The mission of the Latino Center for Health is to provide leadership to promote the health and well-being of Latinos in Washington State, regionally and nationally, across the lifespan. The Latino Center will bring about sustainable changes in health through innovative community-engaged research, and mentorship and training opportunities for students and faculty, drawing upon the multidisciplinary scholarship from the tri-campuses of the University of Washington. Building on and deepening its community partnerships and the university’s expertise in health sciences, behavioral health, public health, and child welfare, the Latino Center will create a rich environment for nurturing the next generation of leaders who will respond to current and emerging health and behavioral health issues facing their communities. All efforts will be based on principles of social justice, human rights and inclusion respective of gender, country of nativity, documented status, sexual orientation and abilities. Key to the success of this Center is its partnerships with community stakeholders to translate research into evidence-based practices and policies that promote meaningful and sustainable improvements in health in culturally responsive ways.
Health and Health Access and Utilization
Latinos are an especially vulnerable population, and many factors may discourage them from accessing various forms of care. Not only is this under-utilization harmful to Latinos themselves, it puts the health of the larger community at risk as well. By increasing our understanding of the barriers to access and utilization Latinos face, we can reduce public health risks in entire communities and advance preventative health services. The Center will systematically address the impacts of ethnicity, language barriers, socioeconomic position, and migration history on health service utilization.
Latinos continue to have less access to mental health care and after entering care they face a higher risk of being misdiagnosed and are less likely to receive care that is consistent with evidence-based treatment recommendations. Mental health care remains a stigma within the Latino community with scarce bilingual and bicultural providers available to provide culturally responsive and informed care. Treatment of mental health symptoms is less understood and, with regards to medication, is less trusted. Other barriers persist, including lack of insurance, lack of transportation as well as acculturative and migration-related stress.

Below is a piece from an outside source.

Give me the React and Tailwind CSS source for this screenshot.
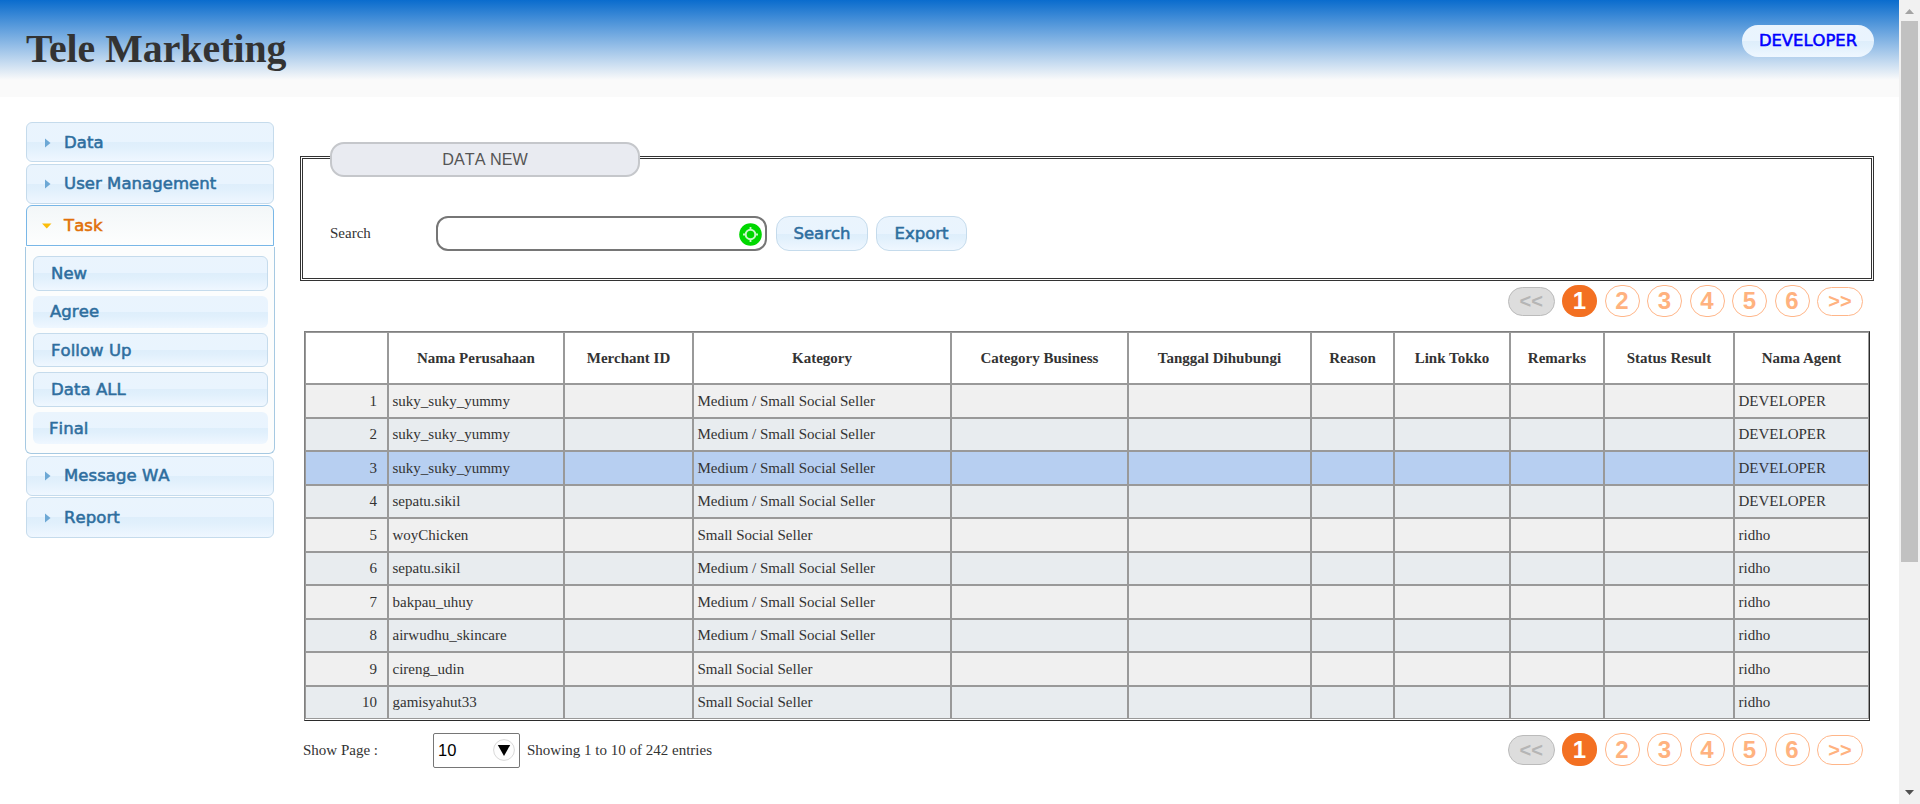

Lower-income Latino communities experience heightened risk for violence, including community violence. Parents and children exposed to such violence on a repetitive basis experience depression, anxiety, post-traumatic stress disorder, and difficulties succeeding in school. Latino youth are disproportionately represented in the juvenile justice system at a substantial cost to society. In the child welfare system, Latino children tend to be younger at the referral and substantiation stage, are placed in out of home placement or enter state custody more quickly and spend a significantly longer period of time in foster care compared to White children. The Latino Center will systematically address risk factors that contribute to the prevalence of violence in communities and schools and protective factors that promote healthy relationships and safety.
Industries with particularly high densities of Latino workers present special problems for occupational health authorities and practitioners. These include pesticide exposure among migrant farmworkers, on-the-job injury protection, and immigrant workers’ use and non-use of worker’s compensation claims. A deeper understanding of the social and cultural factors that shape work-related behaviors can help regulators and service providers make workplaces safer.
Numerous public health issues are binational in character, including the market for medical coverage, chronic disease risk factors, and the transmission of infectious diseases. By deepening ties between Latin American countries and experts within Washington State, the Latino Center can encourage development of policies whose effectiveness is unconstrained by national political and administrative barriers. The Center will demonstrate how health care policies and practices directed at the Latino population can be improved through binational research, health promotion activities, and collaboration in program design and implementation.